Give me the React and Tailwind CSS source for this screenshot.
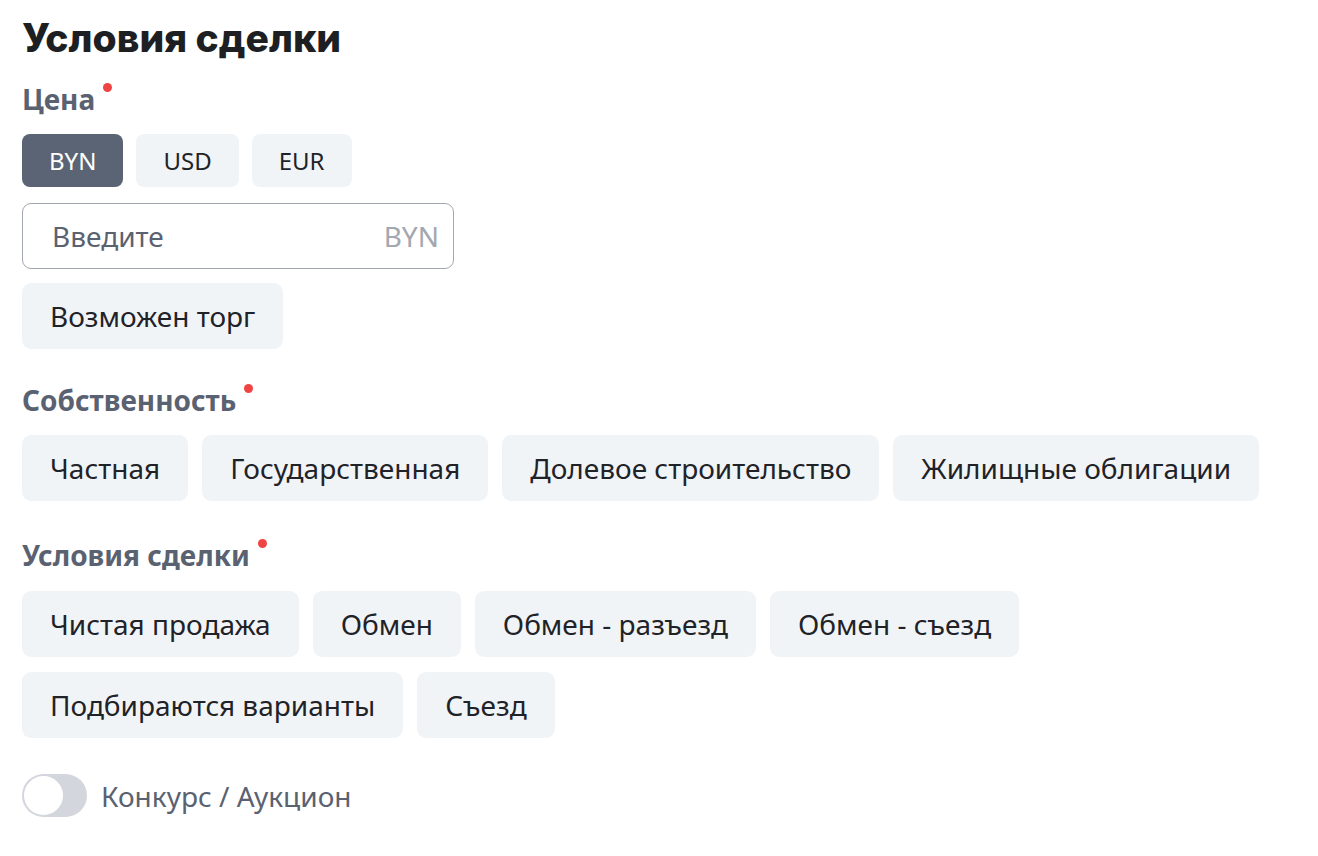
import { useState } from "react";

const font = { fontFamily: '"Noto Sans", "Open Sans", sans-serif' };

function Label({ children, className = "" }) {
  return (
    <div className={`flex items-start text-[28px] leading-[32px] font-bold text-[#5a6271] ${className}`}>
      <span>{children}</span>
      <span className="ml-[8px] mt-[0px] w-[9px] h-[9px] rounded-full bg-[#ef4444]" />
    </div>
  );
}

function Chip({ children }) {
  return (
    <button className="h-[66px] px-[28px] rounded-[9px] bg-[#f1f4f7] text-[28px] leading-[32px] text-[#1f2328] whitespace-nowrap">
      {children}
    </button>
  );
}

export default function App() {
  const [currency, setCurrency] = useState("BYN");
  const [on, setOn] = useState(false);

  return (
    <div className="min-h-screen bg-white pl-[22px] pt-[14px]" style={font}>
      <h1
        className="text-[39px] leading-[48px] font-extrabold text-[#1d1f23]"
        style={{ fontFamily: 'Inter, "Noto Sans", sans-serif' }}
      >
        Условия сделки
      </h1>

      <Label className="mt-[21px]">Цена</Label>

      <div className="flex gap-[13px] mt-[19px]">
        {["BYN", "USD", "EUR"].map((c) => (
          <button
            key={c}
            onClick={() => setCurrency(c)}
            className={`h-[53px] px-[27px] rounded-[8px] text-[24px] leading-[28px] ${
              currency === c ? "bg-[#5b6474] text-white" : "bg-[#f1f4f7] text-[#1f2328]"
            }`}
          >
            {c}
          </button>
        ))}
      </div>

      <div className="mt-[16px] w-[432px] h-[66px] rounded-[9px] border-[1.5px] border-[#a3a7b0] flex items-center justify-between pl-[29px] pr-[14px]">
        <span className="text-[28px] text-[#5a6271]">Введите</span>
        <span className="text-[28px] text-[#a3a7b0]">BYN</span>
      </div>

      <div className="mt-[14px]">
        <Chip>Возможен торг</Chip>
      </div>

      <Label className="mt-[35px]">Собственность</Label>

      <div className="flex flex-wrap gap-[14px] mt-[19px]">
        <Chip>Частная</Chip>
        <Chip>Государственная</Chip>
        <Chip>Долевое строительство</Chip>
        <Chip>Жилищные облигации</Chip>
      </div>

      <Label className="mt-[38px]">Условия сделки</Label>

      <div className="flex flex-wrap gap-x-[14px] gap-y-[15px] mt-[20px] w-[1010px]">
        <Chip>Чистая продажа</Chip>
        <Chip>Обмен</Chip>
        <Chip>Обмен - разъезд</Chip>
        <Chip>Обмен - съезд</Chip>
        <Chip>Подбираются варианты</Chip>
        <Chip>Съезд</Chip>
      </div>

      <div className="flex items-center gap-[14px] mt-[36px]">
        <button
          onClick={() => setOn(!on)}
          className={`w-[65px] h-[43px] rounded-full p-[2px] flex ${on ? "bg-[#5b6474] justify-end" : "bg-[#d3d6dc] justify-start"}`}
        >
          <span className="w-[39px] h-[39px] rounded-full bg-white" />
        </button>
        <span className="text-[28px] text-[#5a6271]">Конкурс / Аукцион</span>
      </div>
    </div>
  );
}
────────────────
# [REQUIRED TASK]
Repeat the listing verbatim. Skip the pictures.

# [SOLUTION TO THE PROBLEM]
Give me the React and Tailwind CSS source for this screenshot.
import { useState } from "react";

const font = { fontFamily: '"Noto Sans", "Open Sans", sans-serif' };

function Label({ children, className = "" }) {
  return (
    <div className={`flex items-start text-[28px] leading-[32px] font-bold text-[#5a6271] ${className}`}>
      <span>{children}</span>
      <span className="ml-[8px] mt-[0px] w-[9px] h-[9px] rounded-full bg-[#ef4444]" />
    </div>
  );
}

function Chip({ children }) {
  return (
    <button className="h-[66px] px-[28px] rounded-[9px] bg-[#f1f4f7] text-[28px] leading-[32px] text-[#1f2328] whitespace-nowrap">
      {children}
    </button>
  );
}

export default function App() {
  const [currency, setCurrency] = useState("BYN");
  const [on, setOn] = useState(false);

  return (
    <div className="min-h-screen bg-white pl-[22px] pt-[14px]" style={font}>
      <h1
        className="text-[39px] leading-[48px] font-extrabold text-[#1d1f23]"
        style={{ fontFamily: 'Inter, "Noto Sans", sans-serif' }}
      >
        Условия сделки
      </h1>

      <Label className="mt-[21px]">Цена</Label>

      <div className="flex gap-[13px] mt-[19px]">
        {["BYN", "USD", "EUR"].map((c) => (
          <button
            key={c}
            onClick={() => setCurrency(c)}
            className={`h-[53px] px-[27px] rounded-[8px] text-[24px] leading-[28px] ${
              currency === c ? "bg-[#5b6474] text-white" : "bg-[#f1f4f7] text-[#1f2328]"
            }`}
          >
            {c}
          </button>
        ))}
      </div>

      <div className="mt-[16px] w-[432px] h-[66px] rounded-[9px] border-[1.5px] border-[#a3a7b0] flex items-center justify-between pl-[29px] pr-[14px]">
        <span className="text-[28px] text-[#5a6271]">Введите</span>
        <span className="text-[28px] text-[#a3a7b0]">BYN</span>
      </div>

      <div className="mt-[14px]">
        <Chip>Возможен торг</Chip>
      </div>

      <Label className="mt-[35px]">Собственность</Label>

      <div className="flex flex-wrap gap-[14px] mt-[19px]">
        <Chip>Частная</Chip>
        <Chip>Государственная</Chip>
        <Chip>Долевое строительство</Chip>
        <Chip>Жилищные облигации</Chip>
      </div>

      <Label className="mt-[38px]">Условия сделки</Label>

      <div className="flex flex-wrap gap-x-[14px] gap-y-[15px] mt-[20px] w-[1010px]">
        <Chip>Чистая продажа</Chip>
        <Chip>Обмен</Chip>
        <Chip>Обмен - разъезд</Chip>
        <Chip>Обмен - съезд</Chip>
        <Chip>Подбираются варианты</Chip>
        <Chip>Съезд</Chip>
      </div>

      <div className="flex items-center gap-[14px] mt-[36px]">
        <button
          onClick={() => setOn(!on)}
          className={`w-[65px] h-[43px] rounded-full p-[2px] flex ${on ? "bg-[#5b6474] justify-end" : "bg-[#d3d6dc] justify-start"}`}
        >
          <span className="w-[39px] h-[39px] rounded-full bg-white" />
        </button>
        <span className="text-[28px] text-[#5a6271]">Конкурс / Аукцион</span>
      </div>
    </div>
  );
}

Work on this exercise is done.